Do I honor others without expectations? When I don't look for a specific response from others, I'm free to experience joy and delight in what I share. I try not to grade others and look for proof of how they react. I didn't have to measure up to receive Jesus's love. I pray that no one needs to measure up to receive love from me.
Only I allow the Holy Spirit to examine the motive of my heart and continually change me. I let Him renew my mind. It’s not my place to question anyone else’s intention. I can't change how someone else thinks. That is the work of the Holy Spirit. I can only love with the grace that Jesus unselfishly gave me.
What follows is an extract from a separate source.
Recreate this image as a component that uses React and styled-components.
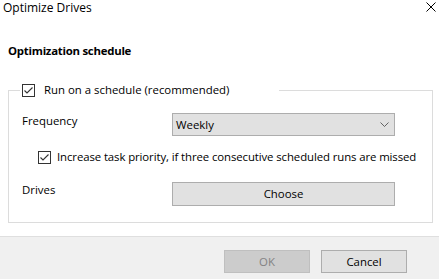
import React from "react";
import styled, { createGlobalStyle } from "styled-components";

const GlobalStyle = createGlobalStyle`
  html, body {
    margin: 0;
    padding: 0;
    background: #ffffff;
  }
  body {
    font-family: "Open Sans", "Noto Sans", "Liberation Sans", sans-serif;
    font-size: 11.4px;
    color: #000000;
  }
`;

const Dialog = styled.div`
  width: 439px;
  height: 279px;
  display: flex;
  flex-direction: column;
  background: #ffffff;
  overflow: hidden;
`;

const TitleBar = styled.div`
  height: 16px;
  display: flex;
  justify-content: space-between;
  align-items: flex-start;
  padding: 0 3px;
  line-height: 16px;
  font-size: 12px;
`;

const CloseButton = styled.div`
  width: 10px;
  height: 10px;
  margin-top: 2px;
  display: flex;
`;

const Body = styled.div`
  padding: 0 6px 0 8px;
`;

const Heading = styled.div`
  margin-top: 27px;
  line-height: 16px;
  font-weight: 700;
  letter-spacing: -0.25px;
`;

const Group = styled.fieldset`
  margin: 24px 0 0 0;
  padding: 0 0 16px 13px;
  width: 425px;
  box-sizing: border-box;
  border: 1px solid #dcdcdc;
  min-width: 0;
`;

const Legend = styled.legend`
  margin-left: -2px;
  padding: 0 0 0 2px;
  width: 259px;
  box-sizing: border-box;
`;

const CheckRow = styled.label`
  display: flex;
  align-items: center;
  gap: ${(p) => p.$gap}px;
  height: 14px;
  line-height: 14px;
  white-space: nowrap;
  letter-spacing: ${(p) => p.$tight ? "-0.1px" : "normal"};
  padding-left: ${(p) => p.$indent || 0}px;
  margin-top: ${(p) => p.$top || 0}px;
`;

const Box = styled.span`
  width: 13px;
  height: 13px;
  box-sizing: border-box;
  border: 1px solid #333333;
  background: #ffffff;
  display: flex;
  align-items: center;
  justify-content: center;
  flex: none;
`;

const FieldRow = styled.div`
  display: grid;
  grid-template-columns: 150px 223px;
  align-items: start;
  margin-top: ${(p) => p.$top}px;
  line-height: 16px;
`;

const Select = styled.div`
  height: 23px;
  box-sizing: border-box;
  border: 1px solid #adadad;
  background: #e1e1e1;
  display: flex;
  align-items: center;
  justify-content: space-between;
  padding: 0 5px 0 3px;
`;

const Button = styled.div`
  height: ${(p) => p.$h || 23}px;
  width: ${(p) => (p.$w ? p.$w + "px" : "auto")};
  box-sizing: border-box;
  border: 1px solid ${(p) => (p.$disabled ? "#bfbfbf" : "#adadad")};
  background: ${(p) => (p.$disabled ? "#cccccc" : "#e1e1e1")};
  color: ${(p) => (p.$disabled ? "#838383" : "#000000")};
  display: flex;
  align-items: center;
  justify-content: center;
`;

const Footer = styled.div`
  margin-top: auto;
  height: 43px;
  box-sizing: border-box;
  border-top: 1px solid #dfdfdf;
  background: #f0f0f0;
  display: flex;
  justify-content: flex-end;
  align-items: flex-start;
  gap: 11px;
  padding: 13px 32px 0 0;
`;

function Check() {
  return (
    <Box>
      <svg width="11" height="11" viewBox="0 0 11 11">
        <path d="M1.5 5.5 L4 8 L9.5 2.5" fill="none" stroke="#333" strokeWidth="1.1" />
      </svg>
    </Box>
  );
}

export default function App() {
  return (
    <>
      <GlobalStyle />
      <Dialog>
        <TitleBar>
          <span>Optimize Drives</span>
          <CloseButton>
            <svg width="10" height="10" viewBox="0 0 10 10">
              <path d="M0.5 0.5 L9.5 9.5 M9.5 0.5 L0.5 9.5" stroke="#000" strokeWidth="1" />
            </svg>
          </CloseButton>
        </TitleBar>
        <Body>
          <Heading>Optimization schedule</Heading>
          <Group>
            <Legend>
              <CheckRow $gap={9}>
                <Check />
                <span>Run on a schedule (recommended)</span>
              </CheckRow>
            </Legend>
            <FieldRow $top={16}>
              <span>Frequency</span>
              <Select>
                <span>Weekly</span>
                <svg width="9" height="5" viewBox="0 0 9 5">
                  <path d="M0.5 0.5 L4.5 4.5 L8.5 0.5" fill="none" stroke="#555" strokeWidth="0.9" />
                </svg>
              </Select>
            </FieldRow>
            <CheckRow $gap={6} $indent={16} $top={14} $tight>
              <Check />
              <span>Increase task priority, if three consecutive scheduled runs are missed</span>
            </CheckRow>
            <FieldRow $top={18}>
              <span>Drives</span>
              <Button $h={24}>Choose</Button>
            </FieldRow>
          </Group>
        </Body>
        <Footer>
          <Button $w={86} $disabled>
            OK
          </Button>
          <Button $w={86}>Cancel</Button>
        </Footer>
      </Dialog>
    </>
  );
}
My life is not about me and what I think I need to see in someone else. My life is about how Jesus can love through me. And it's not my place to attempt the Holy Spirit's work in someone else's heart. I have peace knowing it's not my responsibility. It's His.
There are days when I have little contact. When one quiet day stretches into the next, He’s with me encouraging me to pray for those He places in my heart. And that’s the best way to be devoted in His love—just to pray.